Chasing immortality is futile, but 84 Tigers gives it a try with Nothing Ends, the life-affirming sequel to the Michigan post-hardcore trio’s debut LP, Time in the Lighthouse. Raging against any sort of dying of the light, be it creative or corporeal, while living with loss in hopes of coming out the other side of mourning in a healthier place, they unleash melodic wave after massive wave of roiling, intense emo that carries the weight of the world on its shoulders.

Expansive and visceral, scaling impenetrable walls of roaring, guitar-centric sound, Nothing Ends finds 84 Tigers in full throat, as Small Brown Bike’s Ben and Mike Reed and The Swellers’ Jonathan Diener again join forces to move indie-rock heaven and earth. Their chiming, buzzing machinery plows through a dizzying “Regeneration Days” with Seaweed’s Aaron Stauffer and an anthemic and inspiring “The Crush of it All,” whereas the swarming, dynamic “Two Rivers” gets an assist from Rocky Votolato, affecting vocals lifting its chalice of overflowing riffs ever higher.

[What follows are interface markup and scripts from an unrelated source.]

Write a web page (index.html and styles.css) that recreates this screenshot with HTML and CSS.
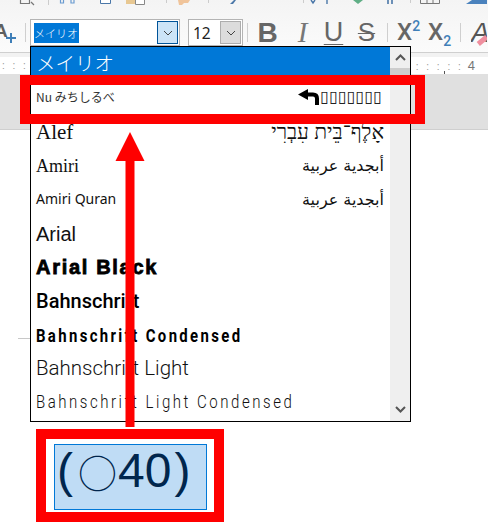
FILE: index.html
```html
<!DOCTYPE html>
<html lang="ja">

<head>
    <meta charset="UTF-8">
    <meta name="viewport" content="width=device-width, initial-scale=1.0">
    <title>Font list</title>
    <link rel="stylesheet" href="styles.css">
</head>

<body>
<div class="window">
    <div class="toolbar">
        <svg class="top-strip" width="488" height="6" viewBox="0 0 488 6">
            <path d="M20.5 0v3.5h9v-3.5M31 2l3 3" fill="none" stroke="#777" stroke-width="1.2"/>
            <path d="M48.5 0v5M166.5 0v3M208.5 0v3M303.5 0v3M410.5 0v3" stroke="#ccc"/>
            <path d="M60.5 0v3h3v-3M71 0v3h3v-3" fill="none" stroke="#6a9bd0" stroke-width="1.2"/>
            <path d="M100.5 0v3.5h10v-3.5" fill="#fff" stroke="#4a77a8"/>
            <rect x="126" y="0" width="12" height="4" fill="#e8c892"/>
            <path d="M135.5 0v4.5h9v-4.5" fill="#fff" stroke="#888"/>
            <path d="M178 0h12l-2 3h-4l-2 2h-3z" fill="#f0c49a"/>
            <path d="M236 0l-3 4h-3l4-4z" fill="#4a77a8"/>
            <path d="M315 0l-2 3 -2-3M327 0v4" fill="none" stroke="#4a77a8" stroke-width="1.4"/>
            <path d="M353 0l5 4 5-4z" fill="#5fae85"/>
            <path d="M388 0v4M392 0v4" stroke="#4a77a8" stroke-width="1.6"/>
            <path d="M420.5 0v3.5h19v-3.5M427 0v3M433 0v3" fill="none" stroke="#777"/>
            <path d="M466 4l6-4h15v4z" fill="#4a82bd"/>
        </svg>
        <div class="format-row">
            <div class="style-icon">
                <span class="style-letter">A</span>
                <svg class="style-plus" width="10" height="10" viewBox="0 0 10 10"><path d="M5 0v10M0 5h10" stroke="#3f7fb8" stroke-width="2"/></svg>
            </div>
            <span class="sep"></span>
            <div class="combo font-combo">
                <div class="combo-text"><span class="selected-text">メイリオ</span></div>
                <div class="combo-btn combo-btn-active">
                    <svg width="10" height="6" viewBox="0 0 10 6"><path d="M1 1l4 4 4-4" fill="none" stroke="#444"/></svg>
                </div>
            </div>
            <div class="combo size-combo">
                <div class="combo-text size-text">12</div>
                <div class="combo-btn">
                    <svg width="10" height="6" viewBox="0 0 10 6"><path d="M1 1l4 4 4-4" fill="none" stroke="#444"/></svg>
                </div>
            </div>
            <span class="sep sep-first"></span>
            <div class="tool tool-b">B</div>
            <div class="tool tool-i">I</div>
            <div class="tool tool-u">U</div>
            <div class="tool tool-s">S</div>
            <span class="sep sep-script"></span>
            <div class="tool tool-x">X<sup>2</sup></div>
            <div class="tool tool-x">X<sub>2</sub></div>
            <span class="sep sep-last"></span>
            <div class="tool tool-a">A</div>
        </div>
    </div>

    <div class="ruler">
        <div class="ruler-band">
            <span class="ruler-dots">: : :</span>
            <span class="ruler-right">: : : : :<span class="ruler-num">4</span></span>
        </div>
    </div>

    <div class="workspace"></div>

    <div class="page">
        <div class="crop-mark"></div>
    </div>

    <div class="font-menu">
        <ul class="font-list">
            <li class="font-row row-active"><span class="f-meiryo">メイリオ</span></li>
            <li class="font-row">
                <span class="f-nu">Nu みちしるべ</span>
                <span class="nu-sample">
                    <svg width="23" height="18" viewBox="0 0 23 18">
                        <path d="M1 6.5L11 1V12z" fill="#000"/>
                        <path d="M10 6.5h6q4 0 4 4V17" fill="none" stroke="#000" stroke-width="4"/>
                    </svg>
                    <span class="tofu">▯▯▯▯▯▯▯</span>
                </span>
            </li>
            <li class="font-row">
                <span class="f-alef">Alef</span>
                <span class="sample-hebrew" lang="he" dir="rtl">אָלֶף־בֵּית עִבְרִי</span>
            </li>
            <li class="font-row">
                <span class="f-amiri">Amiri</span>
                <span class="sample-arabic" lang="ar" dir="rtl">أبجدية عربية</span>
            </li>
            <li class="font-row">
                <span class="f-quran">Amiri Quran</span>
                <span class="sample-arabic" lang="ar" dir="rtl">أبجدية عربية</span>
            </li>
            <li class="font-row"><span class="f-arial">Arial</span></li>
            <li class="font-row"><span class="f-black">Arial Black</span></li>
            <li class="font-row"><span class="f-bahn">Bahnschrift</span></li>
            <li class="font-row"><span class="f-bahn-cond">Bahnschrift Condensed</span></li>
            <li class="font-row"><span class="f-bahn-light">Bahnschrift Light</span></li>
            <li class="font-row"><span class="f-bahn-light-cond">Bahnschrift Light Condensed</span></li>
        </ul>
        <div class="scrollbar">
            <svg class="scroll-arrow" width="11" height="7" viewBox="0 0 11 7"><path d="M1 6l4.5-4.5L10 6" fill="none" stroke="#555" stroke-width="2"/></svg>
            <div class="scroll-thumb"></div>
            <svg class="scroll-arrow scroll-down" width="11" height="7" viewBox="0 0 11 7"><path d="M1 1l4.5 4.5L10 1" fill="none" stroke="#555" stroke-width="2"/></svg>
        </div>
    </div>

    <!-- red annotations on top of the screenshot -->
    <div class="red-box"></div>
    <svg class="red-arrow" width="30" height="296" viewBox="0 0 30 296">
        <path d="M15 0L29.5 29H19.5V295H10.5V29H0.5z" fill="#f00"/>
    </svg>
    <div class="callout">
        <div class="callout-text">
            <span>(</span>
            <span class="callout-circle">○</span>
            <span>40</span>
            <span class="callout-close">)</span>
        </div>
    </div>
</div>
</body>

</html>
```

FILE: styles.css
```css
* {
    padding: 0;
    margin: 0;
    box-sizing: border-box;
}

body {
    font-family: "Noto Sans", "Noto Sans CJK JP", sans-serif;
    background: #fff;
}

.window {
    position: relative;
    width: 488px;
    height: 531px;
    overflow: hidden;
    display: flex;
    flex-direction: column;
}

/* toolbar */

.toolbar {
    height: 53px;
    flex: none;
    background: linear-gradient(#f4f4f4, #fbfbfb);
    border-bottom: 1px solid #cfcfcf;
}

.top-strip {
    display: block;
}

.format-row {
    display: flex;
    align-items: center;
    height: 27px;
    margin-top: 13px;
    white-space: nowrap;
}

.style-icon {
    position: relative;
    width: 25px;
    height: 27px;
    flex: none;
    overflow: hidden;
}

.style-letter {
    position: absolute;
    left: -6px;
    top: 1px;
    font: bold 19px "Liberation Sans", sans-serif;
    color: #5f5f5f;
}

.style-plus {
    position: absolute;
    left: 6px;
    top: 14px;
}

.sep {
    width: 1px;
    height: 19px;
    flex: none;
    background: #cfcfcf;
}

.combo {
    display: flex;
    align-items: center;
    justify-content: space-between;
    height: 27px;
    flex: none;
    padding: 1px;
    background: #fff;
    border: 1px solid #b4b4b4;
}

.font-combo {
    width: 150px;
    margin-left: 4px;
}

.size-combo {
    width: 55px;
    margin-left: 8px;
}

.combo-text {
    padding-left: 2px;
    font-size: 12px;
}

.selected-text {
    display: inline-block;
    height: 20px;
    line-height: 20px;
    padding-right: 1px;
    background: #0078d7;
    color: #fff;
    font-family: "Noto Sans CJK JP", sans-serif;
    font-size: 11px;
    font-weight: 300;
}

.size-text {
    padding-left: 3px;
    font-size: 15.5px;
    font-family: "Noto Sans", sans-serif;
    color: #222;
}

.combo-btn {
    display: flex;
    align-items: center;
    justify-content: center;
    width: 21px;
    height: 23px;
    background: #dcdcdc;
    border: 1px solid #adadad;
}

.combo-btn-active {
    background: #cce4f7;
    border: 1px solid #005499;
}

.sep-first {
    margin-left: 4px;
    margin-right: 3px;
}

.tool {
    width: 33px;
    flex: none;
    text-align: center;
    color: #666;
    font-family: "Liberation Sans", sans-serif;
    line-height: 27px;
}

.tool-b {
    font-size: 28px;
    font-weight: bold;
}

.tool-i {
    font-family: "Liberation Serif", serif;
    font-style: italic;
    font-size: 29px;
    padding-left: 4px;
    color: #777;
}

.tool-u {
    font-size: 27px;
    text-decoration: underline;
    text-decoration-thickness: 1px;
    text-underline-offset: 3px;
}

.tool-s {
    font-size: 26px;
    text-decoration: line-through;
    text-decoration-thickness: 1px;
}

.sep-script {
    margin-left: 4px;
    margin-right: 5px;
}

.tool-x {
    width: 31px;
    font-family: "Roboto", sans-serif;
    font-size: 24px;
    font-weight: 500;
    text-align: left;
    padding-left: 4px;
}

.tool-x sup,
.tool-x sub {
    font-size: 14px;
    color: #3f7fb8;
    line-height: 0;
}

.sep-last {
    margin-left: 5px;
    margin-right: 10px;
}

.tool-a {
    position: relative;
    width: 16px;
    font-size: 28px;
    font-style: italic;
    text-align: left;
    color: #555;
    overflow: hidden;
}

.tool-a::after {
    content: "";
    position: absolute;
    right: -1px;
    bottom: 3px;
    width: 11px;
    height: 5px;
    background: #ef8f9f;
    transform: rotate(-40deg);
}

/* ruler and page */

.ruler {
    height: 21px;
    flex: none;
    padding-top: 4px;
    background: #f2f2f2;
}

.ruler-band {
    display: flex;
    justify-content: space-between;
    height: 17px;
    padding: 0 13px 0 2px;
    background: linear-gradient(#555, #555) no-repeat 444px 14px / 1px 3px, #fff;
    color: #999;
    font: 10px/17px "Liberation Sans", sans-serif;
}

.ruler-dots {
    word-spacing: 5px;
}

.ruler-right {
    word-spacing: 5px;
}

.ruler-num {
    margin-left: 7px;
    color: #777;
    font-size: 13px;
}

.workspace {
    height: 56px;
    flex: none;
    background: #e0e0e0;
    border-bottom: 1px solid #cfcfcf;
}

.page {
    flex: 1;
    background: #fff;
}

.crop-mark {
    width: 12px;
    height: 1px;
    margin: 208px 0 0 18px;
    background: #c8c8c8;
}

/* font dropdown */

.font-menu {
    position: absolute;
    left: 30px;
    top: 46px;
    width: 381px;
    height: 376px;
    display: flex;
    background: #fff;
    border: 1px solid #000;
}

.font-list {
    flex: 1;
    min-width: 0;
    list-style: none;
}

.font-row {
    display: flex;
    align-items: center;
    justify-content: space-between;
    height: 34px;
    padding: 0 6px 0 5px;
    color: #111;
    white-space: nowrap;
    overflow: hidden;
}

.row-active {
    background: #0078d7;
    color: #fff;
}

.f-meiryo {
    margin-bottom: 4px;
    font-family: "Noto Sans CJK JP", sans-serif;
    font-size: 19.5px;
    font-weight: 300;
}

.f-nu {
    margin-bottom: 3px;
    font-family: "Noto Sans CJK JP", sans-serif;
    font-size: 12px;
    color: #333;
}

.nu-sample {
    display: flex;
    align-items: center;
    margin-right: 2px;
    margin-bottom: 3px;
}

.tofu {
    font-family: "DejaVu Sans", sans-serif;
    font-size: 16px;
    color: #222;
}

.f-alef {
    font-family: "Liberation Serif", serif;
    font-size: 21px;
}

.sample-hebrew {
    font-family: "Liberation Serif", serif;
    font-size: 21px;
}

.sample-arabic {
    margin-bottom: 2px;
    font-family: "DejaVu Sans", sans-serif;
    font-size: 16px;
}

.f-amiri {
    font-family: "Liberation Serif", serif;
    font-size: 18px;
}

.f-quran {
    margin-bottom: 4px;
    font-family: "Noto Sans", sans-serif;
    font-size: 14px;
}

.f-arial {
    font-family: "Liberation Sans", sans-serif;
    font-size: 20px;
}

.f-black {
    margin-bottom: 2px;
    font-family: "Liberation Sans", sans-serif;
    font-size: 20px;
    font-weight: bold;
    letter-spacing: 1.7px;
    color: #000;
    -webkit-text-stroke: .8px #000;
}

.f-bahn {
    margin-bottom: 3px;
    font-family: "Roboto", sans-serif;
    font-size: 20px;
    font-weight: 500;
    color: #000;
}

/* no condensed face installed, squeeze the normal one */
.f-bahn-cond {
    margin-bottom: 2px;
    font-family: "Roboto", sans-serif;
    font-size: 19px;
    font-weight: 700;
    letter-spacing: 3px;
    color: #000;
    transform: scaleX(.785);
    transform-origin: left center;
}

.f-bahn-light {
    margin-bottom: 5px;
    font-family: "Roboto", sans-serif;
    font-size: 20.5px;
    font-weight: 300;
}

.f-bahn-light-cond {
    margin-bottom: 5px;
    font-family: "Roboto", sans-serif;
    font-size: 19px;
    font-weight: 300;
    letter-spacing: 3.2px;
    transform: scaleX(.79);
    transform-origin: left center;
}

.scrollbar {
    display: flex;
    flex-direction: column;
    align-items: center;
    width: 20px;
    flex: none;
    padding-top: 7px;
    background: #efefef;
}

.scroll-arrow {
    flex: none;
}

.scroll-thumb {
    width: 100%;
    height: 15px;
    margin-top: 7px;
    background: #cdcdcd;
}

.scroll-down {
    margin-top: auto;
    margin-bottom: 8px;
}

/* annotations */

.red-box {
    position: absolute;
    left: 20px;
    top: 75px;
    width: 405px;
    height: 49px;
    border: 10px solid #f00;
}

.red-arrow {
    position: absolute;
    left: 115px;
    top: 132px;
}

.callout {
    position: absolute;
    left: 36px;
    top: 429px;
    width: 188px;
    height: 93px;
    padding: 5px 7px 2px 8px;
    background: #fff;
    border: 10px solid #f00;
}

.callout-text {
    display: flex;
    align-items: center;
    height: 100%;
    padding: 0 0 12px 2px;
    background: #bfdcf5;
    border: 1px solid #0078d7;
    color: #00264d;
    font-family: "Liberation Sans", sans-serif;
    font-size: 48px;
    line-height: 1;
}

.callout-circle {
    margin: 0 1px 0 5px;
    font-family: "Noto Sans CJK JP", sans-serif;
    font-size: 39px;
    font-weight: 300;
}

.callout-close {
    margin-left: 3px;
}
```
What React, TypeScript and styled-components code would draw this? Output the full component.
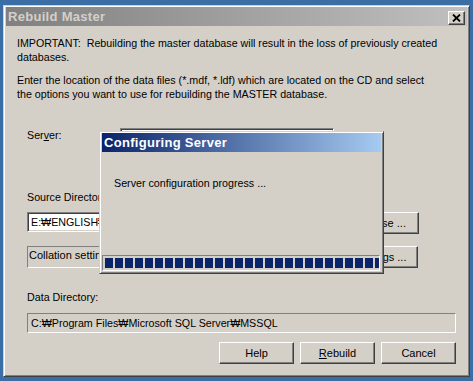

And while the rampaging “Navigator” charges ahead, begging for guidance, uncertain of its own autonomy and yet taking responsibility for whoever’s along for the existential ride, “The Becoming” glides through, cooling its jets in a smoothly transformative awakening, and its vast, watery successor “In Infinite” surveys an open sea of dark electronica with the all-seeing Diamond Eyes of The Deftones. More often, though, 84 Tigers evokes memories of ‘90s bulldozers like Quicksand or Jawbox, as a seething “Fathom” works itself into a rolling boil and shifts its thick tectonic plates.

Angsty, but also ruminative, Nothing Ends takes big pop-punk swings, like Small Brown Bike’s contemporaries Knapsack and Samiam, and it sometimes rumbles heavily, but it also turns the volume down for sleeker, less imposing movements. The production is superb, forceful and clean. Nothing really tames 84 Tigers, though.